Last week, a misconfiguration in Google Cloud’s API infrastructure led to a major global outage. Not long before that, IBM Cloud suffered its second significant disruption in a matter of weeks. The incidents impacted everything from enterprise infrastructure to consumer-facing apps—Gmail, Spotify, Cloudflare, and countless internal systems built on top of these platforms.

Understandably, much of the coverage has focused on what went wrong. But the more important question might be: Why does something like this ripple so far and wide in a system supposedly built for resilience?

Single points of failure in a multi-service world

One might assume that as cloud providers scale, their reliability scales with them. However, these outages reveal a critical distinction: the difference between data-layer resilience and control-plane fragility.

The problem is, that robust data layer can be rendered useless if the “front door” is locked. Hyperscale cloud platforms have grown so interdependent and complex that a fault in one layer can bring vast swaths of unrelated services to a halt. This is the risk of vertical integration: When one vendor provides compute, storage, networking, and identity, a simple bug or misconfiguration can cascade through thousands of applications, not because the applications are fragile, but because they’ve all tied themselves to the same operational backbone.

Redundancy, or the illusion of it?

In theory, cloud architecture encourages redundancy. But in practice, many companies—even those using multi-cloud strategies—tend to consolidate key services like authentication and orchestration with a single vendor. When that vendor’s services go down, it doesn’t matter that your data is replicated across three availability zones in the same data center.

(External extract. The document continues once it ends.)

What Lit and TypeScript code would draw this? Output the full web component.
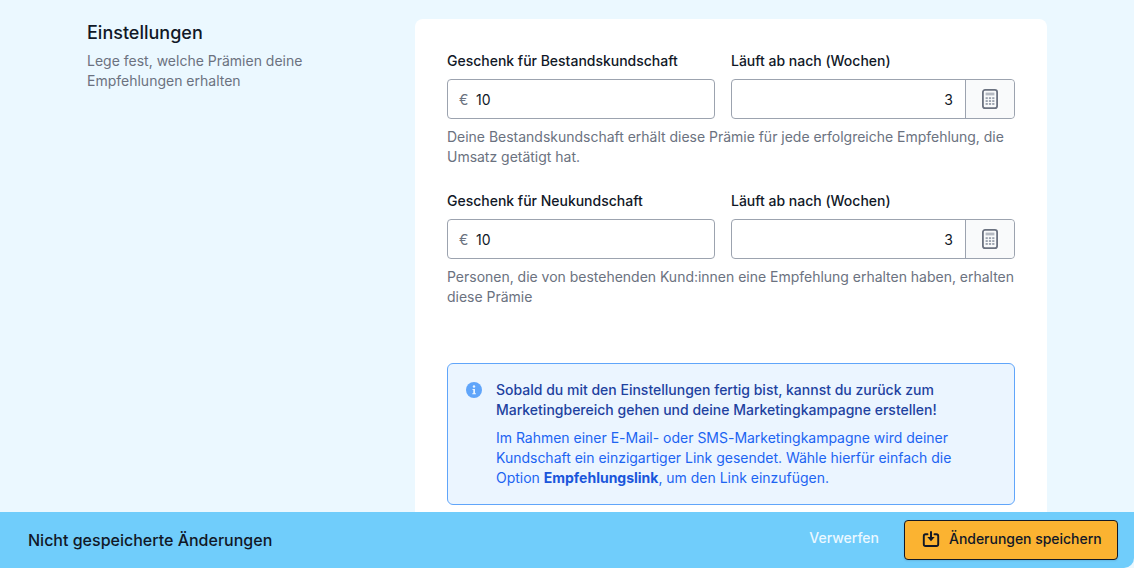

If you can’t log in to access it, your redundancy becomes purely theoretical.

After last week’s outages, some companies may re-evaluate their cloud strategy—but it’s not as easy as flipping a switch. True diversification is complex, requiring time, engineering resources, and a cultural shift toward designing for failure.

The reality: Fewer assumptions, more contingencies

The knee-jerk reaction to events like these is often to demand better SLAs, more transparency, or faster recovery times. Those are valid asks. But they might miss the deeper lesson: Assumptions about uptime and “X-nines” reliability are only helpful until the moment they aren’t. What users need are not just better guarantees, but clearer paths to self-determination when things break.

That might look like:

Designing for graceful degradation. What can your service do when its cloud provider is partially offline?
Reconsidering dependencies. Are you tying core logic to a provider’s proprietary APIs, or abstracting where possible?
Asking harder questions during vendor selection. Not just, “Can it scale?” but “What happens when it fails?”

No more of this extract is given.